Exercise instructions: Leaving out every picture, retype the lines below from the top through the one that contains "12.500V5a2 2 0".

Recorded information:
※

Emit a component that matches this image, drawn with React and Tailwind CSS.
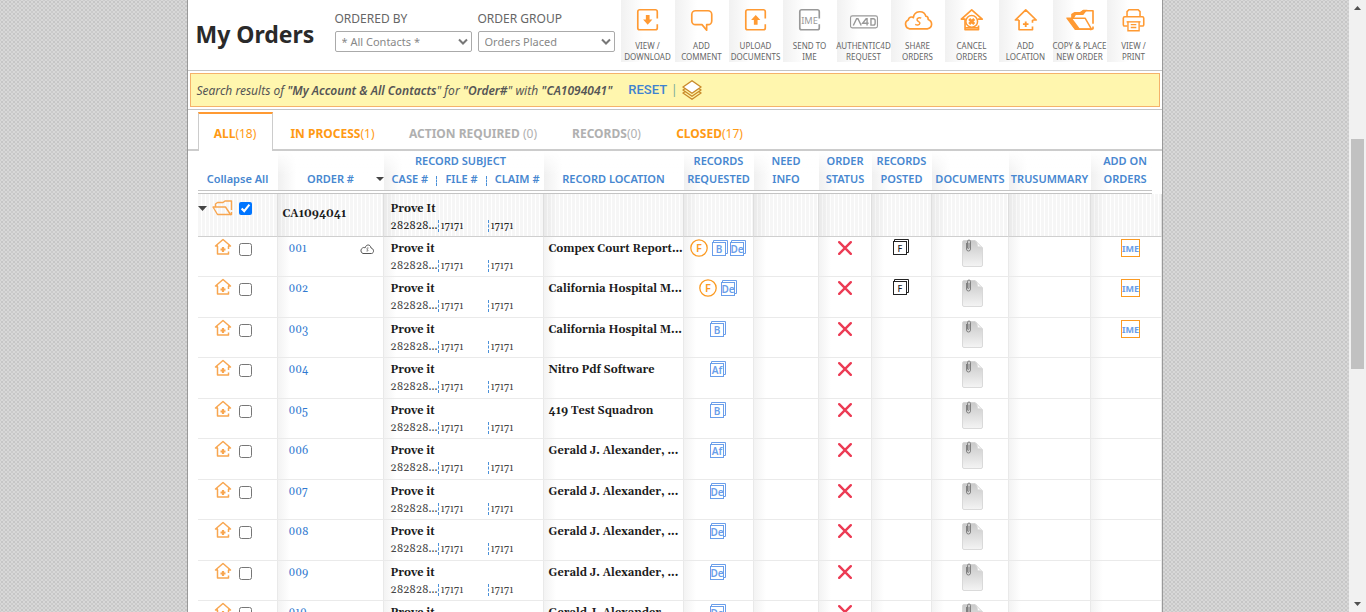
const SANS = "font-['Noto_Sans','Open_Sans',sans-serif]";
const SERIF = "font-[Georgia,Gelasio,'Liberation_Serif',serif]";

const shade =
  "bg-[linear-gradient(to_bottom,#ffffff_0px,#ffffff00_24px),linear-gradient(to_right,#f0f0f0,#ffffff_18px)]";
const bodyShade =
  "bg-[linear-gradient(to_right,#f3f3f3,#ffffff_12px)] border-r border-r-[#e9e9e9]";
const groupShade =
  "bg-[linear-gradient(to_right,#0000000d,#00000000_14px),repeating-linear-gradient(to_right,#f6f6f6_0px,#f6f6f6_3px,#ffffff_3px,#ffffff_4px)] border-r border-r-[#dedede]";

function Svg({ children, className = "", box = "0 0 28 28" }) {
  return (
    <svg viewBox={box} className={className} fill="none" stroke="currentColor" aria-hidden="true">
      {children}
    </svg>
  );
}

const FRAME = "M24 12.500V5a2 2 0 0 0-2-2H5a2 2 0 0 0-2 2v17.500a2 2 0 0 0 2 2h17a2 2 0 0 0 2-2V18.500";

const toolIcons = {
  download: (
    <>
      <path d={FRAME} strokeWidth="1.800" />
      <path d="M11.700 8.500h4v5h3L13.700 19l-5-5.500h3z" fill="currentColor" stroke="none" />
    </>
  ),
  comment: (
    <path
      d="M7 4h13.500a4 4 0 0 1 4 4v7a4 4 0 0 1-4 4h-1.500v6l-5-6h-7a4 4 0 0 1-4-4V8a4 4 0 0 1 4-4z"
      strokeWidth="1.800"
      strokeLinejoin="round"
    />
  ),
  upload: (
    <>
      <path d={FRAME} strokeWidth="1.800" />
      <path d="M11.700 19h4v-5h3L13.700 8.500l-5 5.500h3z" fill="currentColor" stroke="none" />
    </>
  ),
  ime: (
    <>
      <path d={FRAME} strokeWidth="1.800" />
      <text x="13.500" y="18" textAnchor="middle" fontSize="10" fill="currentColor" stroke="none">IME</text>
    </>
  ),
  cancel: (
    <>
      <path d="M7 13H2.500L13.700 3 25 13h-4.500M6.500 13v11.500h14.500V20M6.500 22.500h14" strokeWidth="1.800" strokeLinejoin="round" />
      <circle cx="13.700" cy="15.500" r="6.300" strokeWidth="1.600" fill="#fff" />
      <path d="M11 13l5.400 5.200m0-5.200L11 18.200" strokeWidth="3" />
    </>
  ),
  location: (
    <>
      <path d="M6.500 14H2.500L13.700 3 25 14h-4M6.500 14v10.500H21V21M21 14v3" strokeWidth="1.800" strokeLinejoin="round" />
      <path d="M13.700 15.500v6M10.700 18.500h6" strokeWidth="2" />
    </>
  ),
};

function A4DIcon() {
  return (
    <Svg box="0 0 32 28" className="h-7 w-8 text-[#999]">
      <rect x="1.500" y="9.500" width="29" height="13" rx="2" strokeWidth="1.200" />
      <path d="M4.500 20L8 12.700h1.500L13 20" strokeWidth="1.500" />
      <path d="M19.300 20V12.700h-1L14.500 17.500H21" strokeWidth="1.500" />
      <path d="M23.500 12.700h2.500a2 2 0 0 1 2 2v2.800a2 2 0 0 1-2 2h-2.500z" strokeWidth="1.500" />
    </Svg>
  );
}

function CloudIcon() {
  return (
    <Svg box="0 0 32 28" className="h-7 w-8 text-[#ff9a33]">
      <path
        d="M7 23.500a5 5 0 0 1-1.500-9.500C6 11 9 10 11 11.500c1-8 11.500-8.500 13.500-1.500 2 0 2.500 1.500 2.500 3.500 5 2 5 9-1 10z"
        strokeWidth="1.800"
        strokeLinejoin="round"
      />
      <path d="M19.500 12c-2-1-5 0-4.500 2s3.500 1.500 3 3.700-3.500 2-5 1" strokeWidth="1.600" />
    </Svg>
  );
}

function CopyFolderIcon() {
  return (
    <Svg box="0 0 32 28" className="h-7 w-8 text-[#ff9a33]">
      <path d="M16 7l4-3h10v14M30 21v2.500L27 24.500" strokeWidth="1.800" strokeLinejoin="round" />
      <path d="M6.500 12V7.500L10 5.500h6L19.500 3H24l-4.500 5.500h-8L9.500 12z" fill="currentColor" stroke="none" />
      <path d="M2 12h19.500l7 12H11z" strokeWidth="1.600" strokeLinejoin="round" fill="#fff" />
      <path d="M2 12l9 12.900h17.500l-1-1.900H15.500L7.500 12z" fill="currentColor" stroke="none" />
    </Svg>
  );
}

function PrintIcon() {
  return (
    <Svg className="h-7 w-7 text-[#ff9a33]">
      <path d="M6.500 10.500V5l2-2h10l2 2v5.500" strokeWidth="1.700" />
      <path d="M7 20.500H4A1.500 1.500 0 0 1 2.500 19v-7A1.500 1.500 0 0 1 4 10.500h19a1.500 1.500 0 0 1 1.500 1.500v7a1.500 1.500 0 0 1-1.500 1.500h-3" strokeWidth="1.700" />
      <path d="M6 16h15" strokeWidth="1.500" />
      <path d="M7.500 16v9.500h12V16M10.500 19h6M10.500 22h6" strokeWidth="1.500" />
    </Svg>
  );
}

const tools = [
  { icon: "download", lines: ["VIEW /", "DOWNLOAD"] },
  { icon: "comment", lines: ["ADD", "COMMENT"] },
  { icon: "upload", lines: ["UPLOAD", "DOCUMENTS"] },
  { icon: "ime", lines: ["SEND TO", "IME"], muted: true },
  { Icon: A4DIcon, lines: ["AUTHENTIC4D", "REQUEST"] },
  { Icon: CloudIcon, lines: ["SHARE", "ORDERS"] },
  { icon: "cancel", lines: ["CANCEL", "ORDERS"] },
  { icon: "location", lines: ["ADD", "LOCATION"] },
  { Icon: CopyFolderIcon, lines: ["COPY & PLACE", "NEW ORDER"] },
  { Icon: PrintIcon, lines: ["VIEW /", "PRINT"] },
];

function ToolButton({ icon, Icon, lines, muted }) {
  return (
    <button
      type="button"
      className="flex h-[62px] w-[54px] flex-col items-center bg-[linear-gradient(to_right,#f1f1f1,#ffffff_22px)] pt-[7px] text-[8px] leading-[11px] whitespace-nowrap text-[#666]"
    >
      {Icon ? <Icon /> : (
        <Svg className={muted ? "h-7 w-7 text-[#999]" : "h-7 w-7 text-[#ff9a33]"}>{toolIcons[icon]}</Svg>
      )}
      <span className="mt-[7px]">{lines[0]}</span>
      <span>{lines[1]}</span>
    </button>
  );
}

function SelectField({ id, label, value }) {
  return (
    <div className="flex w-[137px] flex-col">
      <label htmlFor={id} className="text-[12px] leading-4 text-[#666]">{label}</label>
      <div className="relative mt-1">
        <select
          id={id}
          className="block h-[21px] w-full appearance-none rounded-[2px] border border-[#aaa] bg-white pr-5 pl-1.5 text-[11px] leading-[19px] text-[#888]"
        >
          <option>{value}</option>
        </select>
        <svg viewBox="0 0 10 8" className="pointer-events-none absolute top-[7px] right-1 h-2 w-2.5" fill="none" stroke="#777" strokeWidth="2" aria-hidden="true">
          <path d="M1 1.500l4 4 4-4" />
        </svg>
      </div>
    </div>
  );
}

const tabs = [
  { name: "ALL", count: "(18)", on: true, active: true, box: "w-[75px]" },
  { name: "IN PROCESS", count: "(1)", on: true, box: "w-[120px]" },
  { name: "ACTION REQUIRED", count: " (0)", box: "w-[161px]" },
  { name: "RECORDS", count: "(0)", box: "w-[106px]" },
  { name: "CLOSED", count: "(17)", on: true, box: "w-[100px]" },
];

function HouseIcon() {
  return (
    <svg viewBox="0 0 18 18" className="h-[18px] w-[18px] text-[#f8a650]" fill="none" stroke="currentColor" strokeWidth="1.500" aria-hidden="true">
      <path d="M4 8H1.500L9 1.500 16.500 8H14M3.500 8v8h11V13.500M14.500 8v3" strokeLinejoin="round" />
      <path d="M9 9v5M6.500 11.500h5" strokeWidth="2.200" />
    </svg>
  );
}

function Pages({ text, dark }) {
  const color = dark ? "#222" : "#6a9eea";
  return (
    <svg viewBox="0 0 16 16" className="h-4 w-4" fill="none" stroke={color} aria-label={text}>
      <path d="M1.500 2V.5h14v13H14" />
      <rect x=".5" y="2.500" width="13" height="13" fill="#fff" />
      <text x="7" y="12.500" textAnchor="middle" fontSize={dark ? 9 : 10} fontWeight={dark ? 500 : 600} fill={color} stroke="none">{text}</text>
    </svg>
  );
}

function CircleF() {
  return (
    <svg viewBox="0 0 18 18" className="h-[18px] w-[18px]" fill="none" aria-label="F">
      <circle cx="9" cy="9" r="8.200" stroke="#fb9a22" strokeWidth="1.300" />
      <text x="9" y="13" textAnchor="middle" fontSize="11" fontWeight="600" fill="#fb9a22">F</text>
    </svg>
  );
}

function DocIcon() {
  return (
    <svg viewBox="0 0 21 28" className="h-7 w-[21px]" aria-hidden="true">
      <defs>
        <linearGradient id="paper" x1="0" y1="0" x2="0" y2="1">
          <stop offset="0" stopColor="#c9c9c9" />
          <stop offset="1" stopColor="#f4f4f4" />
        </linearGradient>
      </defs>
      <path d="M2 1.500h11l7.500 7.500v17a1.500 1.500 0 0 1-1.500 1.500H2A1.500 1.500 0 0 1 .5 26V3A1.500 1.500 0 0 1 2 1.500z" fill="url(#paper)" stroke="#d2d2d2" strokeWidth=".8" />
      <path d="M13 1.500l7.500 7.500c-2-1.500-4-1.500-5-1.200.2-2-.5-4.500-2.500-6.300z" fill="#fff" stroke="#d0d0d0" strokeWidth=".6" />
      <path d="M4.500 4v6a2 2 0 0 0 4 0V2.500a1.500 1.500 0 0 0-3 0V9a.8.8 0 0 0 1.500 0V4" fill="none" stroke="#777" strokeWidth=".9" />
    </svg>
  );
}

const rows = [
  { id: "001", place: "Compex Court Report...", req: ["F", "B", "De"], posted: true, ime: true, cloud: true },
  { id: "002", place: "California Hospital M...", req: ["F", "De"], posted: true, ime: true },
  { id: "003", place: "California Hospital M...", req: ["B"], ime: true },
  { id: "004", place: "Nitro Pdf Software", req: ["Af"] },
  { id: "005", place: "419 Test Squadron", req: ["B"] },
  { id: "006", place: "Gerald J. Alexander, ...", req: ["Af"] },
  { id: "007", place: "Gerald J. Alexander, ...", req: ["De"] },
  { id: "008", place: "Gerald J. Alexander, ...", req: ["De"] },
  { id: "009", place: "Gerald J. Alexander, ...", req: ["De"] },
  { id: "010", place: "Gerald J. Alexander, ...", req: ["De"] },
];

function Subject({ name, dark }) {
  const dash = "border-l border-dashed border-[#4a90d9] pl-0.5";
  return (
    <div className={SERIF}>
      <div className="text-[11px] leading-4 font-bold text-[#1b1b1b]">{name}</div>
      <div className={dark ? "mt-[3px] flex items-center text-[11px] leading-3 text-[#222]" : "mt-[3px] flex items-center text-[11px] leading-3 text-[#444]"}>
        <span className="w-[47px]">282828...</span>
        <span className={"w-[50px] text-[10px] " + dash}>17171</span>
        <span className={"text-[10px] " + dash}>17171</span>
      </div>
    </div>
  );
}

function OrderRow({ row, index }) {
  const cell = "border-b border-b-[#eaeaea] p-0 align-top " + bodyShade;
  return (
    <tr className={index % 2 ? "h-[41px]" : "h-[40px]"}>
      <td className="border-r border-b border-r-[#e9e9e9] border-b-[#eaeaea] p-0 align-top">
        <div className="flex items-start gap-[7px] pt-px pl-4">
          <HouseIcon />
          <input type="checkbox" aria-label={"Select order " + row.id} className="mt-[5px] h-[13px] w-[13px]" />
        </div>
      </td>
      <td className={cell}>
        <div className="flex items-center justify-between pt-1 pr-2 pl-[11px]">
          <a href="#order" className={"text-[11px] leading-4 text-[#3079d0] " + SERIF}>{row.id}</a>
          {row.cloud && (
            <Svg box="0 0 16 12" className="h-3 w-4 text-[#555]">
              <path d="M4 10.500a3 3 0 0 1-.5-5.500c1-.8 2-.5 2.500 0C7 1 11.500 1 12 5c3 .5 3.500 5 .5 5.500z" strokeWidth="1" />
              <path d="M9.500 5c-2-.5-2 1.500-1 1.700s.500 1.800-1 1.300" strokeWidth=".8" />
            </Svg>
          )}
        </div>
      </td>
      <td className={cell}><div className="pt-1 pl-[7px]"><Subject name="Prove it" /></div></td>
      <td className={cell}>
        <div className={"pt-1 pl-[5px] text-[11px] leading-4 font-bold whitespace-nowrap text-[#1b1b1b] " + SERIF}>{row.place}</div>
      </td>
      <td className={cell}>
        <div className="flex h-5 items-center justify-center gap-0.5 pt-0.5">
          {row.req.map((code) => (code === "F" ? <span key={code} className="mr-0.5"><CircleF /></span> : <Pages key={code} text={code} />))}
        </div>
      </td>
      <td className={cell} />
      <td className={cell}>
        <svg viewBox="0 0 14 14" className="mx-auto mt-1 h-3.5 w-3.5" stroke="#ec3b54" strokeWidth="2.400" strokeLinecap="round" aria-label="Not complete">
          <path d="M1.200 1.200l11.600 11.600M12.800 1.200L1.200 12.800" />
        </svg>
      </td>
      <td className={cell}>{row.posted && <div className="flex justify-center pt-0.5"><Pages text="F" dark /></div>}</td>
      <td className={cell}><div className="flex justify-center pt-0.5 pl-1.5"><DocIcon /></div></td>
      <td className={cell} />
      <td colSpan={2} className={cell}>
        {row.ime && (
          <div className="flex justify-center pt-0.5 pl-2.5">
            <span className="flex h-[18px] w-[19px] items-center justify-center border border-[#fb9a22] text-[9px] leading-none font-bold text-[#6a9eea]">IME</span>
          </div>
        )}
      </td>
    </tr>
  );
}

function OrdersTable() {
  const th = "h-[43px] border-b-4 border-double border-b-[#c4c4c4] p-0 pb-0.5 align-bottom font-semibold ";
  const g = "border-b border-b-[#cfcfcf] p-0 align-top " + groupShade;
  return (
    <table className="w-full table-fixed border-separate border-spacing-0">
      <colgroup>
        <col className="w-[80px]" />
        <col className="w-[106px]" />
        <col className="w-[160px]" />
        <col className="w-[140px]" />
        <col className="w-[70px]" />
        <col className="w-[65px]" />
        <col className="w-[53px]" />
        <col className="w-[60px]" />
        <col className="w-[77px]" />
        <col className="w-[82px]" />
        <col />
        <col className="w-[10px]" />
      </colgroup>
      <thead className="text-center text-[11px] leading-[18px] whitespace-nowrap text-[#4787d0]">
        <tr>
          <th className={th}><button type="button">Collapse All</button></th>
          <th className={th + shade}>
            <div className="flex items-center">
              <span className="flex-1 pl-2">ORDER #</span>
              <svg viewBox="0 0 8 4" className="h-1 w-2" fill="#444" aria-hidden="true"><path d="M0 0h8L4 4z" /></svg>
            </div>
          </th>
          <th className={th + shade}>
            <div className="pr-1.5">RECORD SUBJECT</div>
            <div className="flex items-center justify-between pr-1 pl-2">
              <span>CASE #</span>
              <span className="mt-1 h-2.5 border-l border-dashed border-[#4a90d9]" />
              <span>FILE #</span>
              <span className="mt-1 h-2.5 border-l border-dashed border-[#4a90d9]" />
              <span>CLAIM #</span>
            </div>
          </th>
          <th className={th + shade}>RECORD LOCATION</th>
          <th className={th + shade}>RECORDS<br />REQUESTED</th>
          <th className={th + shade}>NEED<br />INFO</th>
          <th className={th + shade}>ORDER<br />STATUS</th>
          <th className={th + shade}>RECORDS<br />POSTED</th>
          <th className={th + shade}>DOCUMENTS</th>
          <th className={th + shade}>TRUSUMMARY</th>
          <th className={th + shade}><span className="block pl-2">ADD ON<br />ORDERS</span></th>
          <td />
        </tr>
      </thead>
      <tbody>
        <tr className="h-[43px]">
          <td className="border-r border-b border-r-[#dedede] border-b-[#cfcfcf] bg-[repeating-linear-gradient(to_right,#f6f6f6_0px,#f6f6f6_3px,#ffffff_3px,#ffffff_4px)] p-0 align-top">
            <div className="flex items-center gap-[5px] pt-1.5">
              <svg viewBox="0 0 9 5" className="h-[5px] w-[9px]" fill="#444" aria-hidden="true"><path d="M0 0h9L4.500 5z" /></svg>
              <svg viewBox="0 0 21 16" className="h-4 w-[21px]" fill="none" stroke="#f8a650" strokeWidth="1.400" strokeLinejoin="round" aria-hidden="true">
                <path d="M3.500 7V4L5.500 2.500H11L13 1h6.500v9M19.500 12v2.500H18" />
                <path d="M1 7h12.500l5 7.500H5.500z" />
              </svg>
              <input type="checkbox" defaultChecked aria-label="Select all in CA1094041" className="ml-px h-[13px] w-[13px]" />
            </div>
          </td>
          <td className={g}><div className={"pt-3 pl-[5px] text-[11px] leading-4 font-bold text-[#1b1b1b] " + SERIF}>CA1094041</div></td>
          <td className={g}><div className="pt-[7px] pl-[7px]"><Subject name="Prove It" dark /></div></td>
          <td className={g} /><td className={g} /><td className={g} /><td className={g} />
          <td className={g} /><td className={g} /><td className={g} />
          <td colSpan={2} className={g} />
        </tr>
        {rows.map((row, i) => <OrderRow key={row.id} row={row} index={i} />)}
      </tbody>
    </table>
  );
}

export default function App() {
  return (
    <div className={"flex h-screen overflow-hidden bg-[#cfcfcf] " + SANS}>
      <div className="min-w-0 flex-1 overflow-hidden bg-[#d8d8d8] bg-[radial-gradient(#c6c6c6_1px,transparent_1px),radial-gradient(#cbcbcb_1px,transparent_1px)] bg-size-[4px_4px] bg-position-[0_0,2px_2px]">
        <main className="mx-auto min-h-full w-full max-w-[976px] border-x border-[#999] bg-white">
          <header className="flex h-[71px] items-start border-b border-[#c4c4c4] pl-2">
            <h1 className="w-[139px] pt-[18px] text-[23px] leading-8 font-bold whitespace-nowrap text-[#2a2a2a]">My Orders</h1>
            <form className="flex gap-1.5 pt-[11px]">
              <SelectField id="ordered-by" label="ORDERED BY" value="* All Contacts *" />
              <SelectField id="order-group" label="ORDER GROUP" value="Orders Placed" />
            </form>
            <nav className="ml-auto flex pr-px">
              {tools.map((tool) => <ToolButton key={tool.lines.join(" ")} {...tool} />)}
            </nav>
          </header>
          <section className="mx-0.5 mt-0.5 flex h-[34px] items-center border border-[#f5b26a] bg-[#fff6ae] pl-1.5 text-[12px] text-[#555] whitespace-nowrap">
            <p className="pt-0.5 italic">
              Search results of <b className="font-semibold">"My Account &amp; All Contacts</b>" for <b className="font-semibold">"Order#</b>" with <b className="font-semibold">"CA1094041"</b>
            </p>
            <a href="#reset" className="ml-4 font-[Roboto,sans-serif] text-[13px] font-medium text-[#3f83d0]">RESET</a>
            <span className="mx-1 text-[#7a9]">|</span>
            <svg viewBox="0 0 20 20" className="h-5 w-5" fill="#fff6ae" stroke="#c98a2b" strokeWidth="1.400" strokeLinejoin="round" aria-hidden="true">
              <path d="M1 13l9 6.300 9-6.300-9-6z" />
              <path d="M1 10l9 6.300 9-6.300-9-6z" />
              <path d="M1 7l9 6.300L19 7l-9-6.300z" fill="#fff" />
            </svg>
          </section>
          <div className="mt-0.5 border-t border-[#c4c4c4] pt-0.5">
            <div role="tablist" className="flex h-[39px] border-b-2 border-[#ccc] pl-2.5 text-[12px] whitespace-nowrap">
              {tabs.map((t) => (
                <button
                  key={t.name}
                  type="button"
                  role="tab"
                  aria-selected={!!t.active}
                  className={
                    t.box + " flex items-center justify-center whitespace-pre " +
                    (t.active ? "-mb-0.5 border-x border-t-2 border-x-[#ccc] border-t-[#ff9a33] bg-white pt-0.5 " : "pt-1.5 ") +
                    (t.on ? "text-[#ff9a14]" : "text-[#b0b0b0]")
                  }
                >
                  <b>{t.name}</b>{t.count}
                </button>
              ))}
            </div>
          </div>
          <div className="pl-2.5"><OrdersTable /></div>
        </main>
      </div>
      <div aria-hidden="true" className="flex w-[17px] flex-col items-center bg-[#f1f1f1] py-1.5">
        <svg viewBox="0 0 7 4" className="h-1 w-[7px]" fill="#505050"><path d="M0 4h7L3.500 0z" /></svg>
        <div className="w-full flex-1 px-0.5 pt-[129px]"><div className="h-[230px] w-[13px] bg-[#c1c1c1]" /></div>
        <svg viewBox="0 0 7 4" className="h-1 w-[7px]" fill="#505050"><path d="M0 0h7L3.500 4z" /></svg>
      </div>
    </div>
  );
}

※

Output of the task:
Emit a component that matches this image, drawn with React and Tailwind CSS.
const SANS = "font-['Noto_Sans','Open_Sans',sans-serif]";
const SERIF = "font-[Georgia,Gelasio,'Liberation_Serif',serif]";

const shade =
  "bg-[linear-gradient(to_bottom,#ffffff_0px,#ffffff00_24px),linear-gradient(to_right,#f0f0f0,#ffffff_18px)]";
const bodyShade =
  "bg-[linear-gradient(to_right,#f3f3f3,#ffffff_12px)] border-r border-r-[#e9e9e9]";
const groupShade =
  "bg-[linear-gradient(to_right,#0000000d,#00000000_14px),repeating-linear-gradient(to_right,#f6f6f6_0px,#f6f6f6_3px,#ffffff_3px,#ffffff_4px)] border-r border-r-[#dedede]";

function Svg({ children, className = "", box = "0 0 28 28" }) {
  return (
    <svg viewBox={box} className={className} fill="none" stroke="currentColor" aria-hidden="true">
      {children}
    </svg>
  );
}

const FRAME = "M24 12.500V5a2 2 0 0 0-2-2H5a2 2 0 0 0-2 2v17.500a2 2 0 0 0 2 2h17a2 2 0 0 0 2-2V18.500";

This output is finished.